Wszystko działo się na spotkaniu rodzinnym i za przyzwoleniem rodziców.

 

pixabay

 

Zdarzenie miało miejsce w Australii, a koroner stanowy (odpowiednik prokuratora) Catherine Fitzgerald postanowiła ujawnić drastyczne szczegóły i – z uwagi na charakter sprawy – publicznie potępić rodziców.

 

Chłopiec, którego określała jako LG, w czasie Bożego Narodzenia był z rodzicami w domu swojej ciotki w Echuca na północy Victorii. W spotkaniu uczestniczyło około 12 osób.

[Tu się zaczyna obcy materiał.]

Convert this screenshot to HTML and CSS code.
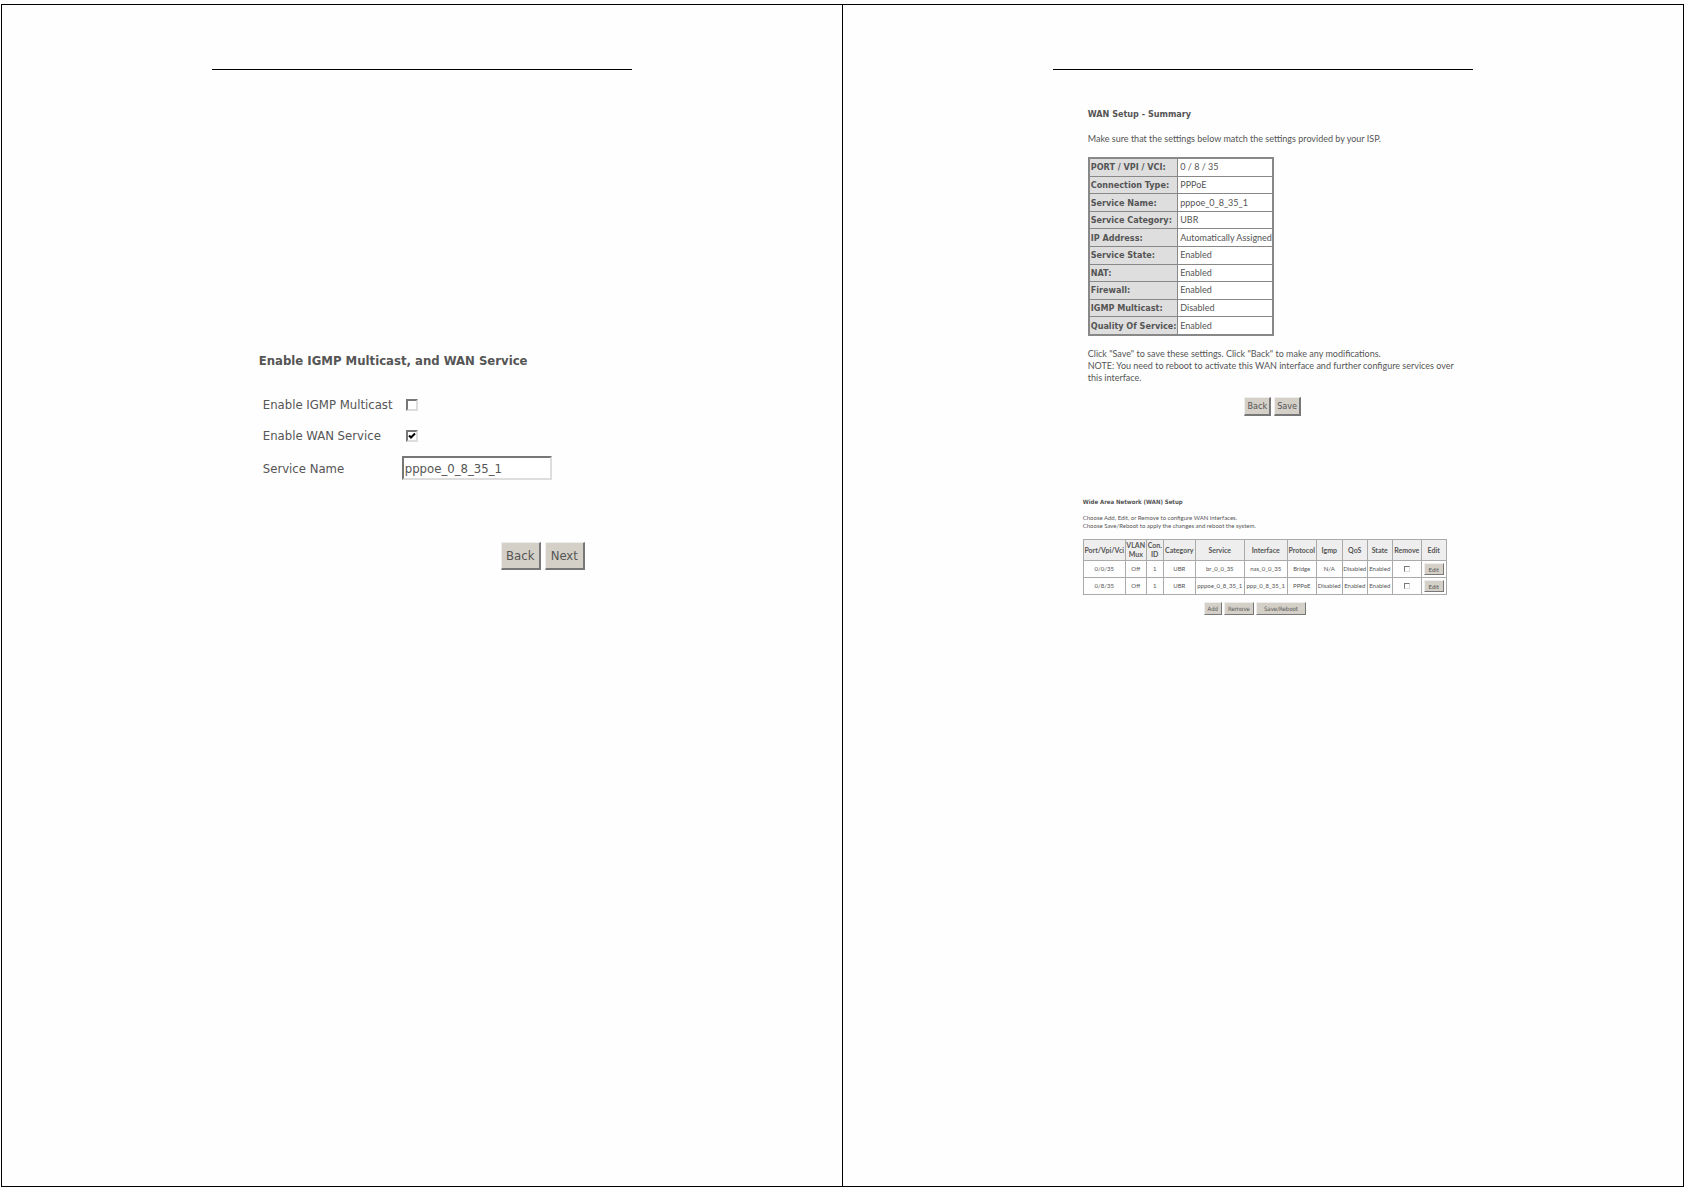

Jak wynika z raportu, nastolatek był zaopatrzony w ogromne ilości alkoholu:

 

Przyniósł na imprezę własne drinki, w tym 10 wódek i kilka puszek UDL [napój alkoholowy w puszcze o zwartości ok. 4% alkoholu – przyp. red.], ale pił również z w pełni zaopatrzonego baru z alkoholami, w tym mocny bourbon i colę.

– informuje news.com.au*

 

Rodzina przyjechała do ciotki w południe, a nastolatek od razu zaczął ostro pić. Robił też sobie gazowane drinki by wzmocnić efekt.

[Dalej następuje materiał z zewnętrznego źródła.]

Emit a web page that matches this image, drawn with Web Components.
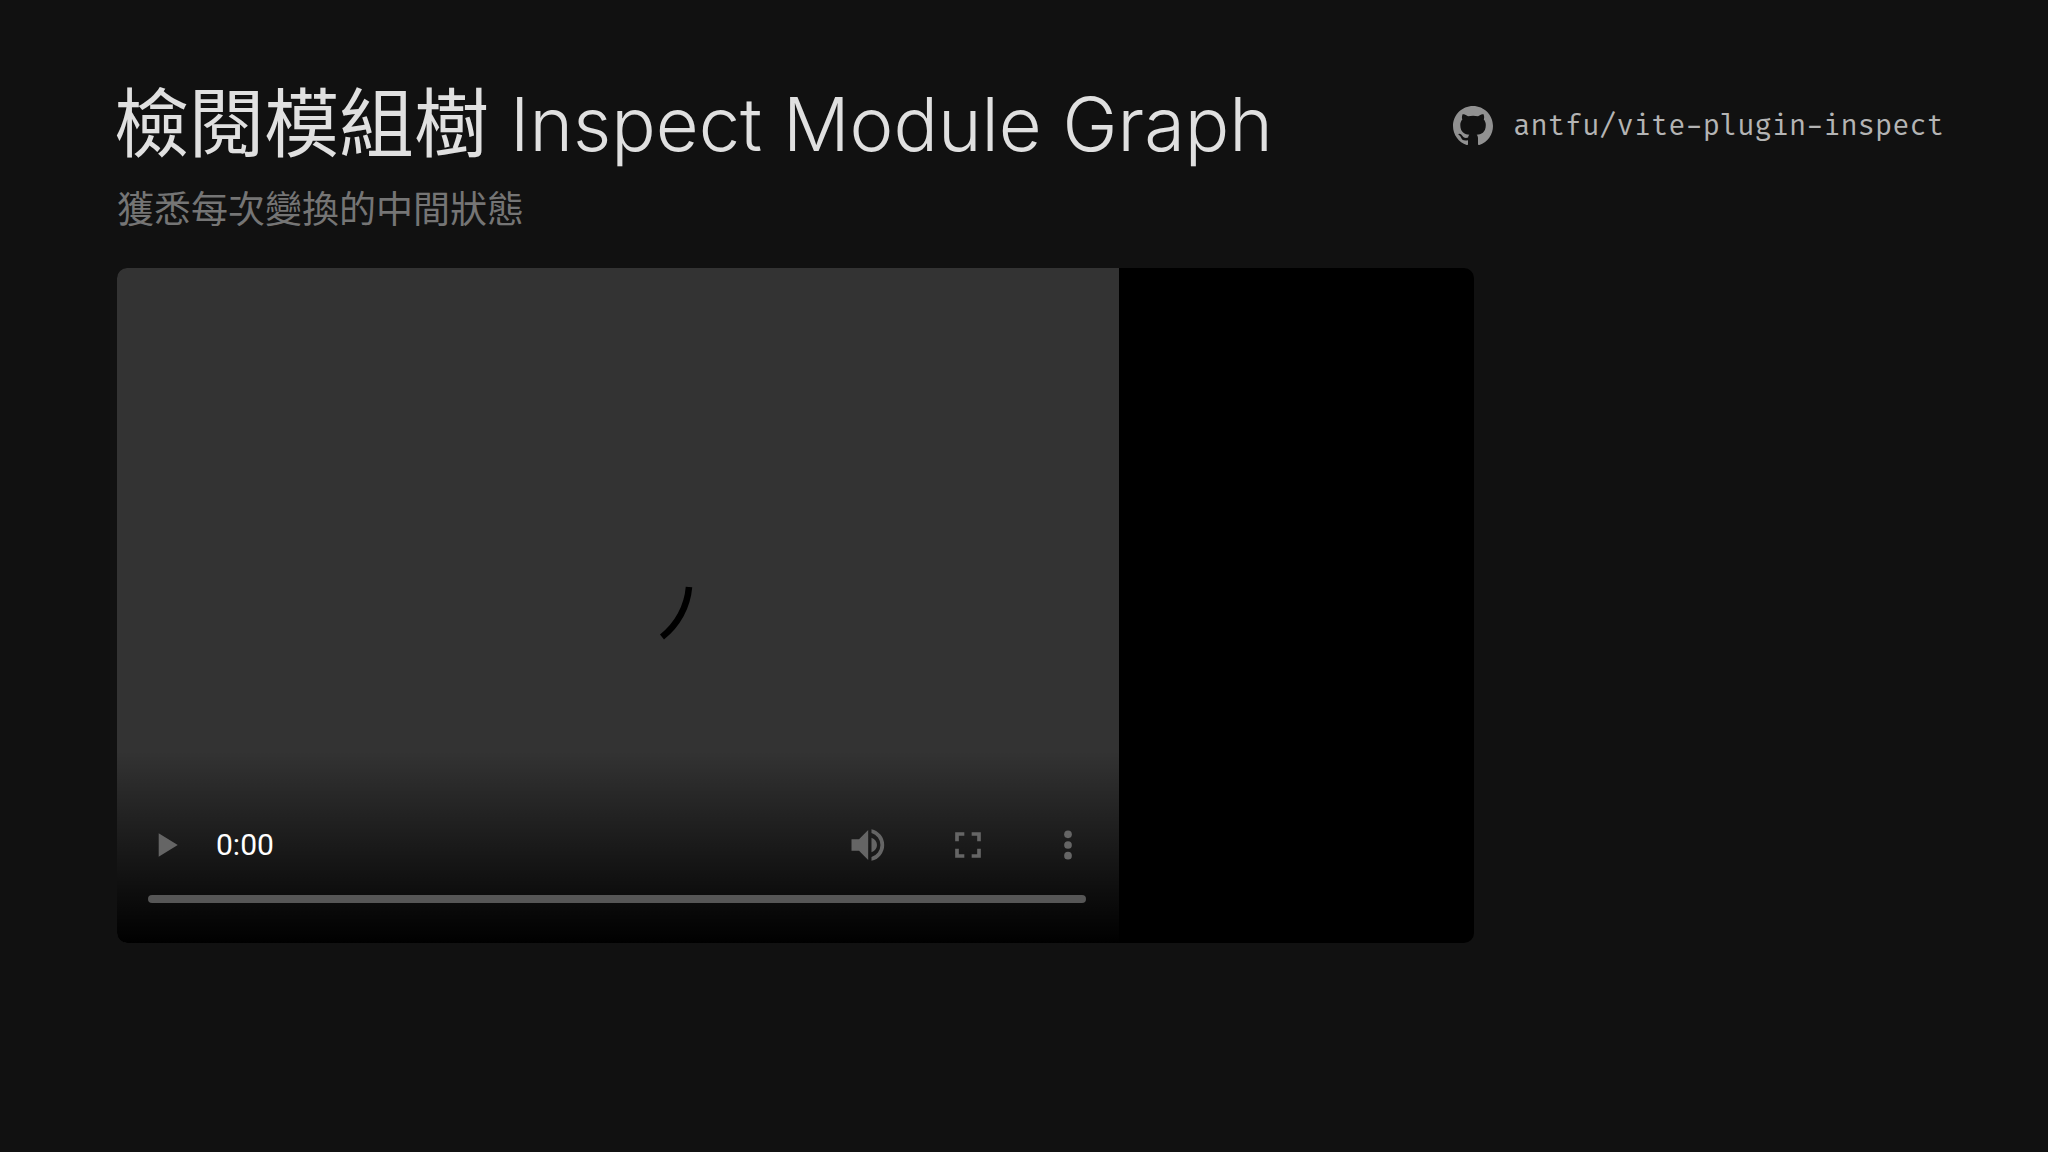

Wieczorem wymiotował i nie mógł chodzić, ale nikt nie powstrzymywał nastolatka w dalszym piciu. Jedynie matka miała mu powiedzieć, by zwolnił tempo. Nad ranem położono chłopaka na kanapie na werandzie i tam zasnął.

 

Około 8.30 jego wujek zobaczył, że LG jest szary, ma pianę i wymiociny na ustach. Wezwano pogotowie i nastolatek został przewieziony do szpitala, gdzie zmarł w dwa dni później z powodu śmierci mózgu.

 

Koroner skrytykowała rodziców chłopca i innych dorosłych, którzy byli świadkami jego intensywnego picia, a których interwencje mogłyby zapobiec jego śmierci.

 

„Pozwolenie nieletniemu na spożycie takiej ilości alkoholu stwarza poważne ryzyko dla jego zdrowia i dobrego samopoczucia i nie powinno się do tego dopuścić” – napisała pani Fitzgerald w swoim raporcie.

 

Z raportu można jednak wywnioskować, że w domu miała miejsce regularna libacja – nikogo nie dziwiło zachowanie chłopca i nikt na to nie reagował.